A preconference workshop of the IAConference with separate registration (no need to register for the entire conference)

Wednesday, January 20, 2021

Hierarchies in Taxonomies, Thesauri, Ontologies, and Beyond

Hierarchies are a defining feature of taxonomies, and they are also characteristic of other controlled vocabularies or knowledge organization systems, such as classification schemes, thesauri, and ontologies. The problem is that the definitions and rules for hierarchies vary depending on the kind of knowledge organization system, so you cannot assume that a hierarchy in one system converts to a hierarchy in another system.

“Hierarchy” can have various types and uses. Not all kinds of hierarchies are reflected in even in taxonomies, which tend to be quite flexible. The rules are stricter when it comes to thesauri. Finally, in ontologies, there is only one kind of hierarchy.

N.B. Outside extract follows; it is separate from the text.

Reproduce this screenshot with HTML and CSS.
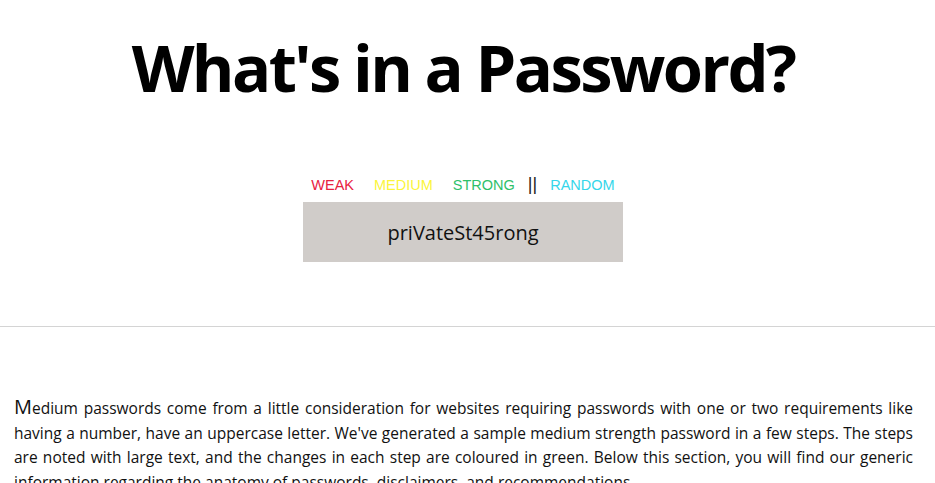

The hierarchies permitted in thesauri are specified in the ANSI/NISO Z39.19 and ISO 25964-1 standards, as a reciprocal inverse relationship pair of Broader term (BT) / Narrower term (NT). There are three kinds specified in these standards:

  • Generic-specific   which refers to “is a” or “are a kind of”
        Example:
        Basketball is a kind of sport.
        Basketball BT Sports;  Sports NT Basketball
        Baketball has broader concept Sports; Sports has narrower concept Basketball
  • Generic-instance – which refers to “is a named entity instance of”
       Example:
      Michael Jordan is a named basketball player.
      Jordan, Michael BT Basketball players; Basketball players NT Jordan, Michael
      Jordan, Michael has broader concept Basketball players; Basketball players has narrower concept Jordan, Michael
  • Whole-part – which refers to “is in” or “is an integral part or component of”
       (not to be confused with “part” as a participant taking part in, or member of)
       Example:
       Locker rooms are in athletic facilities.
       Locker rooms BT Athletic facilities; Athletic facilities NT Locker rooms
       Locker rooms has broader concept Athletic facilities; Athletic facilities has narrower concept Locker rooms

The types of hierarchies permitted in taxonomies include all of those designated for thesauri, plus a little more flexibility due to the absence of the associative relationships. In thesauri, if the relationship between a pair of concepts is better described as associative (“Related term” - RT) than hierarchical, then they cannot be hierarchically related. In a taxonomy which lacks associative relationships, in some cases a relationship that is not accepted as hierarchical in a thesaurus may be accepted as hierarchical in a taxonomy. An example is the pair of concepts Stress and Stress management. Technically, the relationship between these two concepts is associative and not hierarchical, because Stress management is not a kind of or a part of Stress. But in a taxonomy (not a thesaurus), designating Stress management as a narrower concept of Stress may be acceptable.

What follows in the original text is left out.